David Christianson seems to operate on a motto of going all in or all out, particularly with academics.

He a senior at the University of South Dakota (USD) Sanford School of Medicine, where he is a member of the Gold Humanism Society and president of the South Dakota Chapter of the Alpha Omega Alpha Honor Medical Society.

He exercised this drive to achieve in his early years by graduating from high school at age 17 due to skipping a grade. However, he later dropped out of Worcester Polytechnic Institute in Massachusetts a year shy of graduation because he decided he didn’t want to be an engineer.

After working in automobile restoration for a few years, both in his hometown of Long Island, New York and then California, he got his first taste of South Dakota life after marrying his wife, Melissa, a Chester, South Dakota native, and moving to the state shortly thereafter. After residing by Brookings for a time, they decided to return to California.

“When I was in my 20s, I was largely trying to figure out what I wanted to do for a career while also trying to make enough money to support myself,” Christianson said.

It was when he was finally at a place of financial security that he received news that changed his direction in life. A friend’s toddler daughter was diagnosed with Diffuse Intrinsic Pontine Glioma (DIPG), a brain tumor that typically ends a life within 10 months of diagnosis.

Having had two children himself by that time, this news affected Christianson deeply.

“I pictured having to live through some of the things they were going through, and it was very sad to me,” he said.

Upon looking into the disease, he discovered that there hadn’t been much research done on it in the last few decades.

A problem solver at heart, Christianson decided to make a drastic life change.

“I wanted to go into a field that would allow me to work on (DIPG), if possible,” he said.
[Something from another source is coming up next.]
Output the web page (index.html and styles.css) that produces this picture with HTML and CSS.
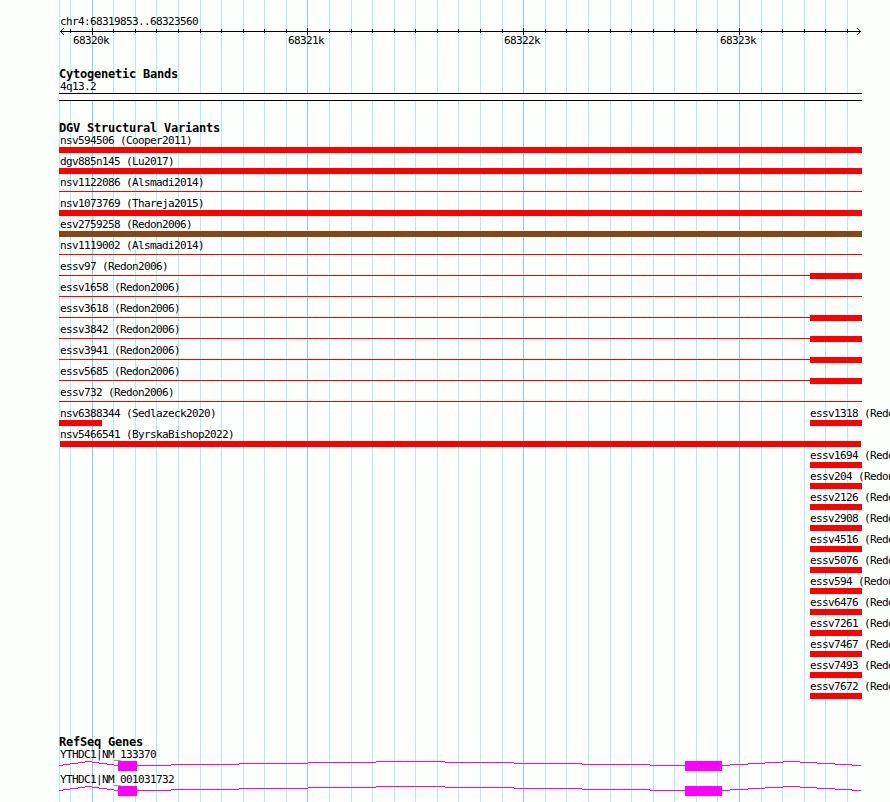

With his wife’s support, Christianson looked into schools that would best help him accomplish his goal. Knowing he would have to finish an undergraduate degree, and that living in South Dakota would be easier on his family than staying in California, the family relocated to Yankton in 2012.

“USD is the only medical school in South Dakota, and we really liked Yankton as a town to live in,” he said. “It has a great school district, great neighbors and is the perfect size for us.”

Christianson became a student at USD at that time and graduated with a bachelor’s in chemistry in 2014. He entered the Sanford School of Medicine that same year to specialize in neurologic surgery.

His experience at USD has been a good one, he said.


“The school is relatively small compared to a lot of other medical schools, and I think that’s a huge asset,” he said. “The professors are smart and approachable and I’m very fond of all my classmates I’ve gotten to know. I’ll be sorry to leave.”

Though USD doesn’t have a neurological surgery program, it has given him a “leg up” in preparing to apply for a surgical specialty, he said.

“There are a lot of opportunities to do hands-on work,” he said.

In the last four years, he has done rotations at Avera Sacred Heart Hospital and Yankton Medical Clinic. He is currently undergoing a Rural Family Medicine rotation at the Vermillion Medical Clinic.

Though he manages a full schedule with school-related activities, Christianson is able to find time for his family.

He enjoys going for runs on the Yankton trails as his kids bike beside him and taking walks with his wife on the Meridian Bridge. He also makes an effort to play the guitar each day and occasionally cook.

“I try to stay mindful of all the things that are important to me and use that as a guide for how I divide my time,” he said.

He studies at times when his three children — Carl, Oscar and Margaret — are otherwise occupied, attends their sporting events and school conferences and uses technology like Skype and Google Drive to keep in touch with them throughout the day.

He also involves them in his volunteer work at Servant Hearts Clinic in Yankton. Every week, they go there to clean the place up to teach them about service, Christianson said.

“I think that service for the community, especially for healthcare, is as important as ever, and I want to be a part of it,” he said.

He also did some remodeling work on the clinic, which his kids were also involved with.

“I’d been a longtime carpenter, so it was a blessing to be able to take some time out and teach the kids about that,” he said.

While his friend’s daughter has defied the odds and is still living years after her diagnosis, Christianson’s drive to learn more about treating DIPG is still going strong.

On March 26, known as “Match Day” for medical students, he will find out where his yearlong residency training will take place. He hopes to remain in the Midwest.

“This is a nice area,” he said. “I have no complaints about the place.”